Early in 1870 the Théâtre Lyrique on the Place du Châtelet lost its director Jules Pasdeloup, and the artists of that company made a desperate attempt to manage the company on their own. The director of the Opéra, Émile Perrin, magnanimously granted the Lyrique the rights to perform Fromental Halévy's Charles VI, which had first been performed at the Opéra in 1843 and was last seen there in 1850. The soprano Hélène Brunet-Lafleur, who was cast in the leading role of Odette, abandoned the Lyrique's production, and Perrin allowed Bloch to take on the part. The revival was delayed after Bloch became ill with influenza, but eventually opened on 5 April 1870. It was described by a former director of the Opéra, Nestor Roqueplan, as a fiasco, but received 22 representations. However, on 31 May the Théâtre Lyrique folded, and Bloch returned to the Opéra.

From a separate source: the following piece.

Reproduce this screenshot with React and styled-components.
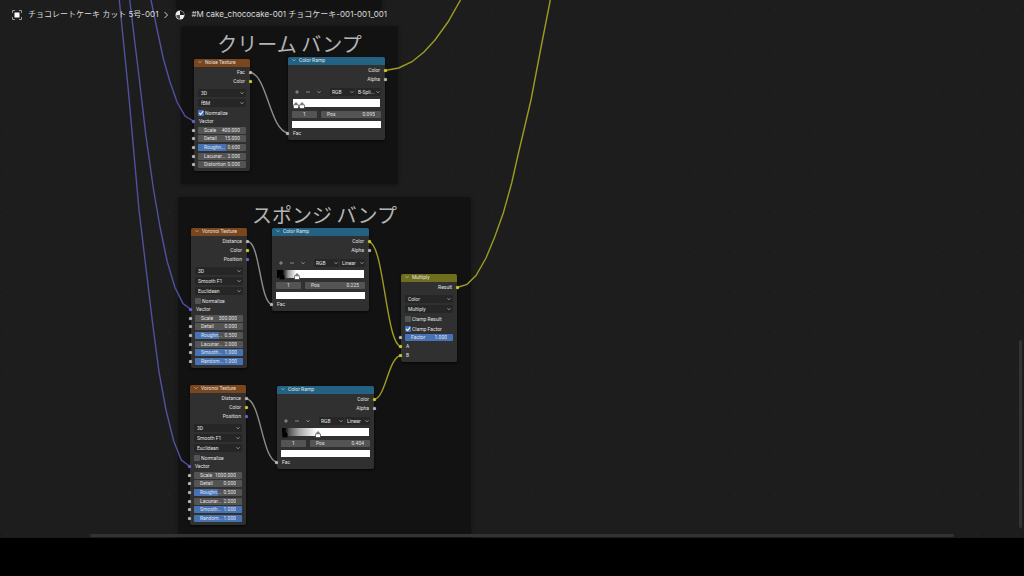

After the Opéra moved to the Palais Garnier, Bloch repeated some of her roles in new productions at that house, including Léonore in Donizetti's La favorite (21 January 1875, 443rd representation of the opera),
and Fidès in the Meyerbeer's Le prophète (16 August 1876, 322nd representation of the opera).
She also sang Catarina Cornaro in Halévy's La reine de Chypre (16 August 1877),
Queen Gertrude in Ambroise Thomas' Hamlet (12 August 1878),
and Amneris in the Opéra's first performance of Verdi's Aida (22 March 1880), before retiring from the company.

Verdi had considered casting Bloch as Eboli in the premiere of his opera Don Carlos in 1867, but finally selected Pauline Guéymard-Lauters for that role. The soprano Teresa Stolz, who attended the dress rehearsal for the Paris premiere of Aida with Verdi's wife, described Bloch as "a most beautiful Amneris: she may not be an eagle,' but in any case, she is much better than our two Milan Amnerises (of this year)."

Appearances with other companies included performances at La Monnaie in Brussels (1870 and 1874), the Opéra de Monte-Carlo in Monaco (1879), and the Royal Opera House, Covent Garden in London (1879 as Leonora in La favorite).

She married on 14 May 1884 in Brussels becoming Mme S. Lévy, but continued to perform. On 31 October 1890 she sang the role of Dalila in the Paris premiere of Camille Saint-Saëns's Samson et Dalila at the Éden-Théâtre. She died in Monte Carlo (or Nice) in 1891.